**Exercise requirements**
Can you set down, exactly as they appear below, the lines from the opening of the material through the one bearing "PiInfo, PiPlus, PiSliders", minus the pictures?

**Data section**

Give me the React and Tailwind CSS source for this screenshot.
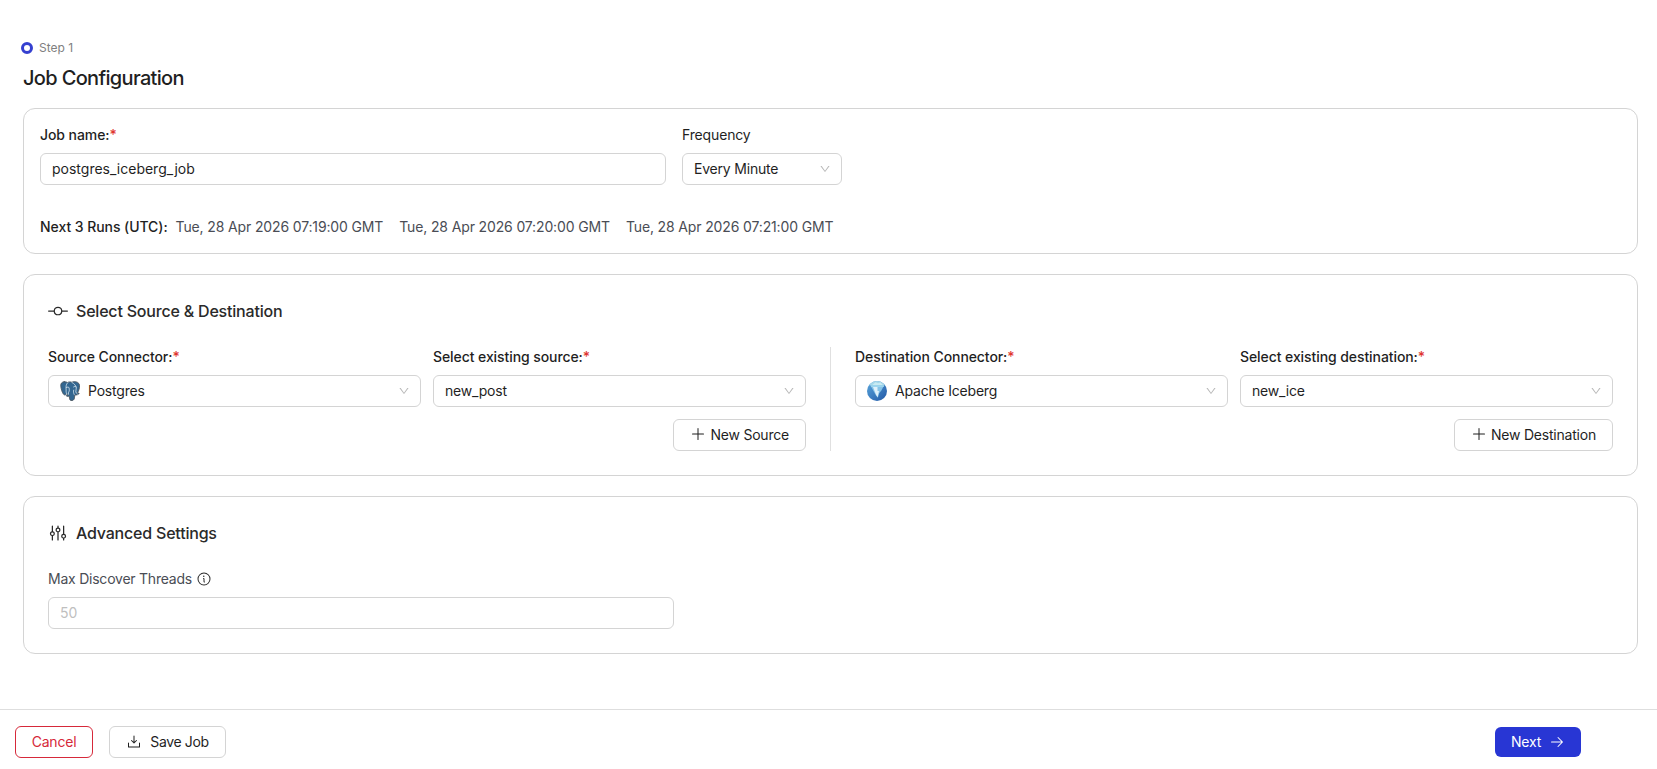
import React, { useState } from 'react';
import { AiOutlineDown } from 'react-icons/ai';
import { PiArrowRight, PiDownloadSimple, PiGitCommit, PiInfo, PiPlus, PiSliders } from 'react-icons/pi';

const NEXT_RUNS = [
    'Tue, 28 Apr 2026 07:19:00 GMT',
    'Tue, 28 Apr 2026 07:20:00 GMT',
    'Tue, 28 Apr 2026 07:21:00 GMT',
];

const PostgresIcon = () => (
    <svg viewBox="0 0 20 20" className="h-5 w-5 shrink-0" fill="none" strokeLinecap="round" strokeLinejoin="round">
        <path
            d="M4.2.7C1.7.9.5 2.6.8 5.2c.3 2.8 1.3 6.2 2.7 8 1 1.2 2 .9 3-.3l1.5.9c-.7.6-1.8.5-1.7 1 .3.7 2 .8 3 .2.1 1.7.1 3 .8 4 .8 1 3.2.7 4-.8.5-1.1.5-2.9.7-4.3 1.6.3 3.7-.2 4.3-1.4.2-.5-1-.3-1.7-.4 1.4-2.3 2.3-5.2 2.1-7.8C19.3 1.8 16.8.5 14 .7c-.9 0-1.6.3-2.3.5C10.2.7 8.7.8 7.5 1.5 6.5 1 5.3.6 4.2.7Z"
            fill="#336791"
            stroke="#4c5862"
            strokeWidth="0.9"
        />
        <g stroke="#e2edf4" strokeWidth="0.75">
            <path d="M7.5 1.9C5.8 3.6 6 6 6.100 7.800c.1 1.700-.3 3 .5 4.800" />
            <path d="M6.200 6.600c1-.8 2.800-.8 2.900.4.100 1.700.6 2.700-.5 4.200l-.3 2.200" />
            <path d="M12 1.500c2.600 1.200 3.900 3.300 4.300 5.300.1 1.800-.7 3-.5 4.200.3.900.9 1.500 1.500 2" />
            <path d="M13.600 5.900c.8-.6 1.900-.6 2.600 0M14.200 13.500c-.7-1.500-1-2.800-.5-4.400" />
        </g>
    </svg>
);

const IcebergIcon = () => (
    <svg viewBox="0 0 20 20" className="h-5 w-5 shrink-0">
        <defs>
            <linearGradient id="sea" x1="0" y1="0" x2="1" y2="1">
                <stop offset="0" stopColor="#5aa6dc" />
                <stop offset="1" stopColor="#2158a6" />
            </linearGradient>
            <clipPath id="globe">
                <circle cx="10" cy="10" r="10" />
            </clipPath>
        </defs>
        <g clipPath="url(#globe)">
            <rect width="20" height="20" fill="url(#sea)" />
            <rect width="20" height="4.2" fill="#a6d8ea" />
            <path d="M5 4.2 8.5 1.2 11 2.2 13.5 1.4 16 4.2Z" fill="#c9ebf2" />
            <path d="M3.4 4.4H17L14.4 9.5 12.3 12 10.8 16.8 9 14.5 6.8 10.5Z" fill="#86c3e8" />
            <path d="M6 6H10.5V10H12L10.5 16.3 9 13.5Z" fill="#dff1fb" />
            <path d="M3.2 4.2H17V5.8H4.2Z" fill="#a5dcf0" />
        </g>
    </svg>
);

const Label = ({ children, required }) => (
    <label className="block h-5 text-sm leading-5 font-medium tracking-[-0.08px] whitespace-nowrap">
        {children}
        {required && <span className="text-[#e0352f]">*</span>}
    </label>
);

const Select = ({ value, icon }) => (
    <button className="flex h-8 w-full items-center rounded-md border border-[#d4d4d4] bg-white pr-[10px] pl-[11px] text-sm tracking-[-0.2px]">
        {icon}
        <span className={icon ? 'ml-2' : ''}>{value}</span>
        <AiOutlineDown className="ml-auto h-3 w-3 text-[#b8b8b8]" />
    </button>
);

const Field = ({ label, value, icon }) => (
    <div className="flex min-w-0 flex-1 flex-col gap-2">
        <Label required>{label}</Label>
        <Select value={value} icon={icon} />
    </div>
);

const NewButton = ({ children }) => (
    <button className="flex h-8 items-center gap-1 self-end rounded-md border border-[#d4d4d4] bg-white px-4 text-sm tracking-[-0.21px]">
        <PiPlus className="mb-0.5 h-4 w-4" />
        {children}
    </button>
);

const SectionTitle = ({ icon, children }) => (
    <div className="mb-6 flex h-6 items-center gap-2 text-base font-medium tracking-[-0.2px] text-[#2a2a2a]">
        {icon}
        <h2>{children}</h2>
    </div>
);

function App() {
    const [jobName, setJobName] = useState('postgres_iceberg_job');
    const [threads, setThreads] = useState('');

    return (
        <div className="flex h-[769px] flex-col bg-white font-['Inter',sans-serif] text-[#1f1f1f]">
            <main className="flex-1 pt-10 pr-[19px] pl-[23px]">
                <div className="-ml-0.5 flex h-4 items-center gap-1.5">
                    <span className="h-3 w-3 rounded-full border-[3px] border-[#3540d0]" />
                    <span className="text-xs text-[#808080]">Step 1</span>
                </div>
                <h1 className="mt-2 text-xl leading-7 font-medium tracking-[-0.66px]">Job Configuration</h1>

                {/* Job details */}
                <section className="mt-4 rounded-xl border border-[#d4d4d4] p-4">
                    <div className="flex gap-4">
                        <div className="flex w-[626px] flex-col gap-2">
                            <Label required>Job name:</Label>
                            <input
                                className="h-8 w-full rounded-md border border-[#d4d4d4] px-[11px] pb-px text-sm outline-none"
                                value={jobName}
                                onChange={(e) => setJobName(e.target.value)}
                            />
                        </div>
                        <div className="flex w-40 flex-col gap-2">
                            <span className="h-5 text-sm leading-5 tracking-[-0.15px]">Frequency</span>
                            <Select value="Every Minute" />
                        </div>
                    </div>
                    <div className="mt-8 flex h-5 items-center text-sm leading-5">
                        <span className="mr-2 font-medium tracking-[-0.06px]">Next 3 Runs (UTC):</span>
                        <div className="flex gap-4 tracking-[-0.14px] text-[#4a4d55]">
                            {NEXT_RUNS.map((run) => (
                                <span key={run}>{run}</span>
                            ))}
                        </div>
                    </div>
                </section>

                {/* Source and destination */}
                <section className="mt-5 rounded-xl border border-[#d4d4d4] p-6">
                    <SectionTitle icon={<PiGitCommit className="h-5 w-5" />}>
                        Select Source &amp; Destination
                    </SectionTitle>
                    <div className="flex gap-6">
                        <div className="flex flex-1 flex-col gap-3">
                            <div className="flex gap-3">
                                <Field label="Source Connector:" value="Postgres" icon={<PostgresIcon />} />
                                <Field label="Select existing source:" value="new_post" />
                            </div>
                            <NewButton>New Source</NewButton>
                        </div>
                        <div className="w-px bg-[#e0e0e0]" />
                        <div className="flex flex-1 flex-col gap-3">
                            <div className="flex gap-3">
                                <Field label="Destination Connector:" value="Apache Iceberg" icon={<IcebergIcon />} />
                                <Field label="Select existing destination:" value="new_ice" />
                            </div>
                            <NewButton>New Destination</NewButton>
                        </div>
                    </div>
                </section>

                {/* Advanced settings */}
                <section className="mt-5 rounded-xl border border-[#d4d4d4] p-6">
                    <SectionTitle icon={<PiSliders className="h-5 w-5" />}>Advanced Settings</SectionTitle>
                    <div className="flex w-[626px] flex-col gap-2">
                        <div className="flex h-5 items-center gap-1 text-sm tracking-[-0.23px] text-[#4a4d55]">
                            Max Discover Threads
                            <PiInfo className="h-4 w-4 text-[#2a2a2a]" />
                        </div>
                        <input
                            className="h-8 w-full rounded-md border border-[#d4d4d4] px-[11px] pb-px text-sm outline-none placeholder:text-[#bfbfbf]"
                            placeholder="50"
                            value={threads}
                            onChange={(e) => setThreads(e.target.value)}
                        />
                    </div>
                </section>
            </main>

            <footer className="flex h-[60px] items-start justify-between border-t border-[#dedede] pt-4 pr-[76px] pl-[15px]">
                <div className="flex gap-4">
                    <button className="h-8 w-[78px] rounded-md border border-[#d6293a] text-sm tracking-[-0.2px] text-[#d6293a]">
                        Cancel
                    </button>
                    <button className="flex h-8 w-[117px] items-center justify-center gap-2 rounded-md border border-[#d4d4d4] text-sm tracking-[-0.35px]">
                        <PiDownloadSimple className="h-4 w-4" />
                        Save Job
                    </button>
                </div>
                <button className="mt-px flex h-[30px] w-[86px] items-center justify-center gap-2 rounded-md bg-[#2836d4] text-sm tracking-[-0.2px] text-white">
                    Next
                    <PiArrowRight className="h-4 w-4" />
                </button>
            </footer>
        </div>
    );
}

export default App;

**Output below**
Give me the React and Tailwind CSS source for this screenshot.
import React, { useState } from 'react';
import { AiOutlineDown } from 'react-icons/ai';
import { PiArrowRight, PiDownloadSimple, PiGitCommit, PiInfo, PiPlus, PiSliders } from 'react-icons/pi';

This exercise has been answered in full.